The forest stops right where the pavement starts. I've never been to this side of town. Fancy new houses. Big cement cubicles, that are aesthetically pleasing, yet they lack what i love about the forest close by. Can there ever be harmony?
The reason why i am here is gone. The music stopped. Would i actually have visited the brass band? I don't know. I never had a destination anyway, it just seemed opportune. I now am heading back to the forest. Walking past a house with loud mumbling coming from the garden in the back. A garden party. A place where people can be happy for a short amount of time. It's so wonderful to be able to just feel the happiness of others, even if there is no happiness inside of me right now. I don't need to be happy right now. Happiness is my destination, not my path.
Back in the forest, the light started to dim. As there is not enough light to cast shadows, the forest becomes a shadow of itself. Nothing has changed, it's just the way i perceive it. I'm walking in circles, knowingly. I've been to the exact same spots less than an hour ago. I come across a fawn, as it elegantly jumps over bushes and then stops to stare at me. I froze sooner. We stared at each other for probably ten seconds, then it decided to take off. I wish we could communicate on a higher level. But who am I wanting to talk to a fawn... Would it want to talk to me? I continue and so the same path became so much different, but here it ends.
I decide to go back home, but i am choosing a route i never chose for the time it currently is. Almost 9:30PM. I haven't eaten, haven't showered, and i still want to write this post. Society has me back. the 3km i have left to myself, i enjoy deeply. I walk into the park, right next to the hill, where a medieval castle sits on top. I am so lucky. There is a watermill. It's not old, it's not special, and it has no purpose except for being a watermill. No electricity being generated, no wheat being grinded. Just a big wheel turning. I watch the watermill for 5 minutes. Isn't it amazing to do things just because you can, not because you have to? I wonder who built this watermill...
It's time to finally head home. I need to cross the train tracks. There is only one point, where i can cross them safely.
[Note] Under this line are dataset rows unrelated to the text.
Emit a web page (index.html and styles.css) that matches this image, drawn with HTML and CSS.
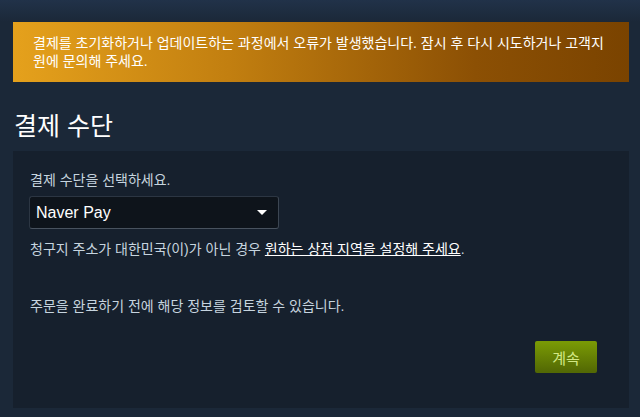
FILE: index.html
```html
<!DOCTYPE html>
<html lang="ko">
<head>
    <meta charset="UTF-8">
    <meta name="viewport" content="width=device-width, initial-scale=1.0">
    <title>결제 수단</title>
    <link rel="stylesheet" href="styles.css">
</head>
<body>
    <div class="page">
        <div class="error-banner">
            결제를 초기화하거나 업데이트하는 과정에서 오류가 발생했습니다. 잠시 후 다시 시도하거나 고객지원에 문의해 주세요.
        </div>

        <h2 class="section-title">결제 수단</h2>

        <div class="panel">
            <div class="field-label">결제 수단을 선택하세요.</div>
            <div class="dropdown">
                <span class="dropdown-value">Naver Pay</span>
                <svg class="dropdown-arrow" width="10" height="6" viewBox="0 0 10 6">
                    <polygon points="0,0 10,0 5,5" fill="#ffffff"/>
                </svg>
            </div>
            <p class="billing-note">청구지 주소가 대한민국(이)가 아닌 경우 <a href="#" class="store-link">원하는 상점 지역을 설정해 주세요</a>.</p>
            <p class="review-note">주문을 완료하기 전에 해당 정보를 검토할 수 있습니다.</p>
            <div class="actions">
                <a href="#" class="btn-green">계속</a>
            </div>
        </div>
    </div>
</body>
</html>
```

FILE: styles.css
```css
body {
    margin: 0;
    background: linear-gradient(to bottom, #213249 0, #1b2838 22px) #1b2838;
    font-family: "Liberation Sans", "Noto Sans CJK KR", sans-serif;
    font-size: 14px;
    color: #c6d4df;
}

.page {
    padding: 22px 11px 9px 13px;
}

/* orange warning strip on top */
.error-banner {
    background: linear-gradient(to right, #e5a11c 0%, #c27f10 35%, #8c5004 75%, #7a4300 100%);
    color: #ffffff;
    padding: 12px 20px;
    line-height: 18px;
}

.section-title {
    margin: 0;
    padding: 29px 0 0 1px;
    height: 40px;
    font-size: 25px;
    font-weight: normal;
    line-height: 30px;
    color: #ffffff;
}

.panel {
    background-color: #16202d;
    padding: 20px 32px 35px 16px;
}

.field-label {
    line-height: 18px;
    padding-left: 1px;
    margin-bottom: 7px;
}

.dropdown {
    width: 250px;
    height: 33px;
    box-sizing: border-box;
    display: flex;
    align-items: center;
    justify-content: space-between;
    padding: 0 11px 0 6px;
    background-color: #0e141b;
    border: 1px solid #2c3643;
    border-bottom-color: #48525e;
    border-right-color: #3c4652;
    border-radius: 3px;
}

.dropdown-value {
    font-size: 16px;
    color: #ffffff;
}

.billing-note {
    margin: 11px 0 0 1px;
    line-height: 18px;
}

.store-link {
    color: #ffffff;
    text-decoration: underline;
}

.review-note {
    margin: 39px 0 0 1px;
    line-height: 18px;
}

.actions {
    display: flex;
    justify-content: flex-end;
    margin-top: 26px;
}

.btn-green {
    display: flex;
    align-items: center;
    justify-content: center;
    width: 62px;
    height: 32px;
    border-radius: 2px;
    background: linear-gradient(to bottom, #799905 5%, #536904 95%);
    color: #d2e885;
    font-size: 15px;
    text-decoration: none;
}
```
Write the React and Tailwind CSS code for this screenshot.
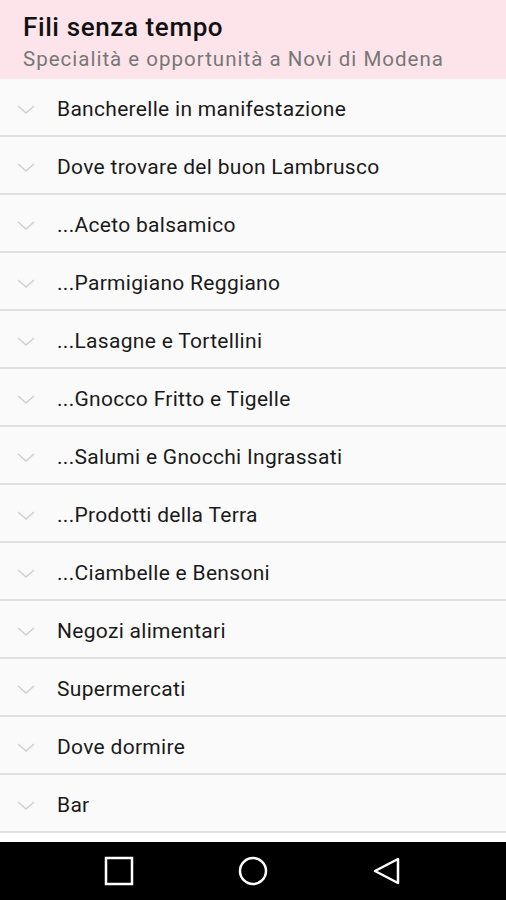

I can hear the horn of an arriving train. Maybe 2 minutes, until it passes me? There is a sign right next to the tracks. It's been sprayed over with white graffiti paint. I know it's forbidden to cross the tracks, but a detour would cost me 15 minutes. So my respect does not exceed 15 minutes, i guess. That high-pitched scratching noise, i can hear the tracks. The train is coming, i hope the engine driver does not honk. I am prepared, but i just don't want him to honk. He did not honk. Next time, i will not cross the tracks.
I'm back home and i think i'm happy.